An inquiry on hindrance to heavy-ion sub-barrier fusion

• Published in: International journal of modern physics. E, Nuclear physics Vol. 23; no. 11; pp. 1450074 - 1-1450074-37
• Main Author: Misicu, Serban
• Format: Journal Article
• Language: English
• Published: Singapore World Scientific Publishing Company 01.11.2014; World Scientific Publishing Co. Pte., Ltd
• Subjects: Barriers; Combustion; Coulomb friction; Incompressibility; Low energy; Nuclear cross sections; Nuclear fusion; Nuclear interactions; Nuclear matter; Nuclear reactions; Projectiles; Stellar evolution; equation of state; double-folding; ion–ion potential; coupled-channel; Fusion
• ISSN: 0218-3013; 1793-6608
• DOI: 10.1142/S0218301314500748

Since more than a decade the phenomenon of hindrance to fusion in collisions of heavy-ions at energies much lower than the Coulomb barrier is systematically investigated both experimentally and theoretically. The accumulated data for fusion excitation functions is not confirming a unique trend for the cross-section reduction with decreasing energy.
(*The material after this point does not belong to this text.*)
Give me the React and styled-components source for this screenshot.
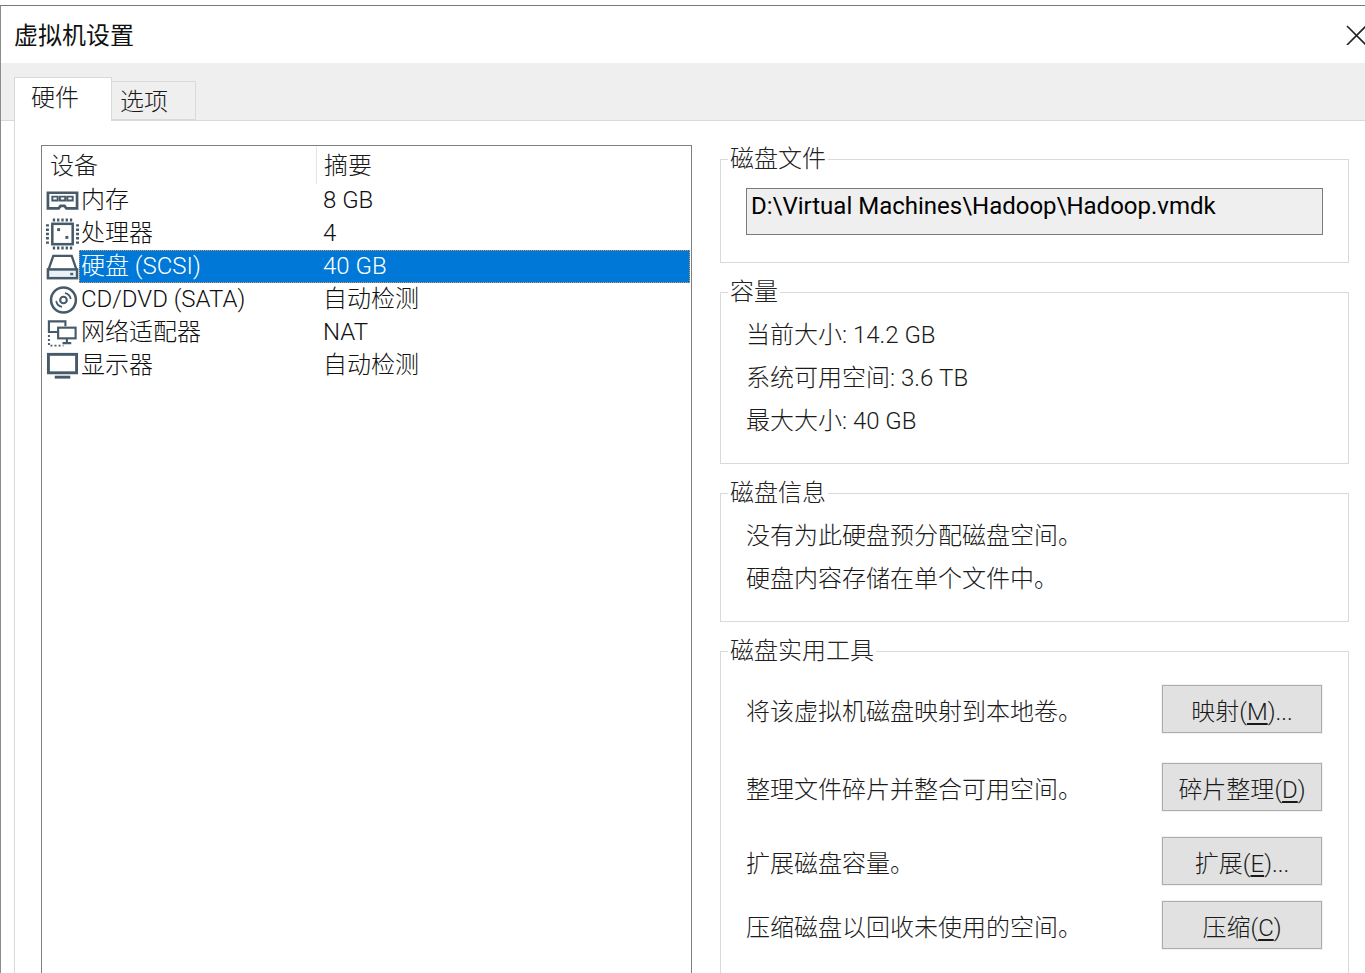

I review shortly the theoretical contribution I did together with my collaborators, aiming to explain this new low-energy phenomenon based on the inclusion of an additional repulsion due to the incompressibility of nuclear matter in the nuclear interaction of two strongly overlapping nuclei. I show that for reactions at extremely low energy, the hindrance to fusion is mainly caused by a thicker Coulomb barrier due to the incompressibility of nuclear matter. A strict association of a maximum in the astrophysical S-factor near the threshold to the onset of hindrance is discarded by our long series of studies on the subject. We succeeded to obtain an excellent agreement to the fusion cross-sections data for a significative number of systems: medium-heavy projectile-target combinations, medium-heavy projectile and medium-light target, medium-light projectile and target, light projectile and heavy target. Fusion reactions relevant for the carbon and oxygen burning cycles in highly evolved stars are also set under scrutiny and we conclude that hindrance is absent in this case.